To start the research I went to a kite board producer to find out more about the product on a product level. This gave me some interesting insights in the use of material. A lot of research is done already but it’s very hard to change the production into a more durable way. Next to this I discovered that the disposal behaviour differences completely per user, this was an interesting insight and gave a little change in the way I would define my design goal. But more about that later because before I could work this out we had our first session with the designer.

  1. Design strategies

Together with the professional designer we came up with some interesting ideas for each strategy to improve the circularity of kite boards. Finishing the project I now realise that analysing the different strategies only gave us some inspiration to get to know the strategies. At that moment I thought we already had to apply these strategies and select the most promising ones for our final design.

So after a discussion with Pieter and Ivo I realised I went in a total wrong direction. The strategies were only a starting point and didn’t have to be applied jet. First a more specified design goal and a defined user group was needed to be able to implement design ideas into the final concept.

So I went back to the analysis and did some more market research.

I identified 3 user groups and did some market research (questionnaire) to analyse the purchasing and disposal behaviour of the user. Research showed that improvement in skills leaded to disposal behaviour of the old gear.

  1. Business models

In the project the next step was to analyse the business models together with the “professional” designer. I had some difficulties and had some doubts going on with the product, since research showed the product itself is already a long lasting product only with limited recycle possibilities. I hoped the business models could help me out but the brainstorm with the designer leaded to some more frustration. Neither she or I hadn’t any experiences using business models.

At the end Pieter helped us out and I found that for my problem the business models could help me out. At this stage of the process I realised that changing on a system level could have more impact than on a product level in my case.

  1. Final design

The cost price calculation and customer journey were some very important steps to ensure if the concept could work out beneficial for user, business and nature. I first decided to make a lease system with different categories in quality of boards. After the cost price calculation I noticed that there was such a low difference in cost price per month that I could change the system to an easier system in use both beneficial for user and business. I had some struggles to choose fora n access model or performance model. After a discussion with Peter and Ivo I choose to work out the performance model. This was the most interesting and challenging. My specialism in design for interaction came forward at this moment. Focus on the users needs and wants to make them interested to pay for the circular service. I think with the combination of the application (I campe up with at the last moment) the concept is completed.

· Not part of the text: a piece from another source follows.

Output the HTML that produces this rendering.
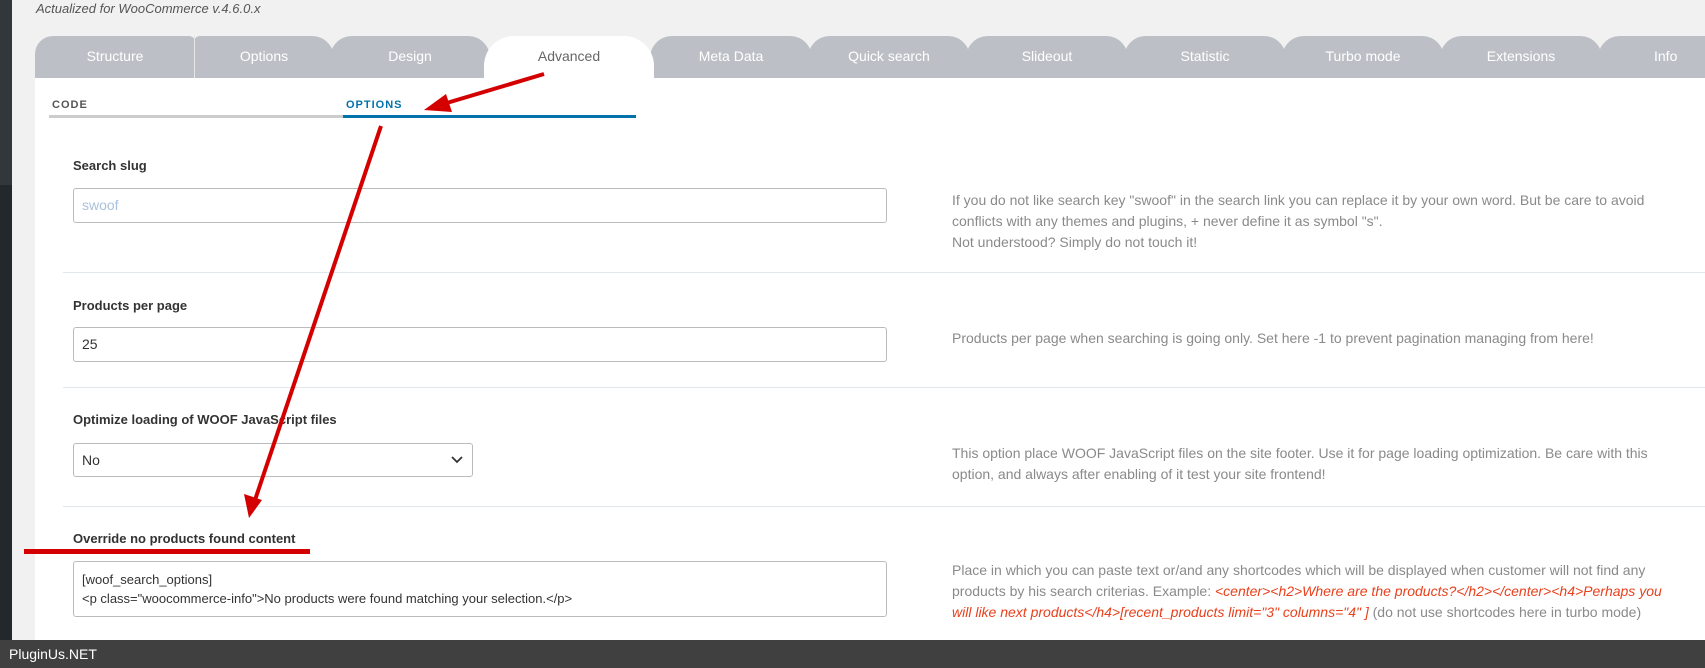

  1. The circular design process:

Thinking from a different perspective maybe needs a different design process but for me this was quite a struggle. I’m having the most problems with thinking in a structured way. Ideas about the endproduct pop up pretty fast, I know I definitely make steps in my thinking process but often having a hard time structuring these thoughts.

Thats why I think the idea generation (both strategies and business models) in between the project got me a little confused. At the end I can say I understand the strategies and business models and I think I definitely take some of the insights with me in my further life as a designer.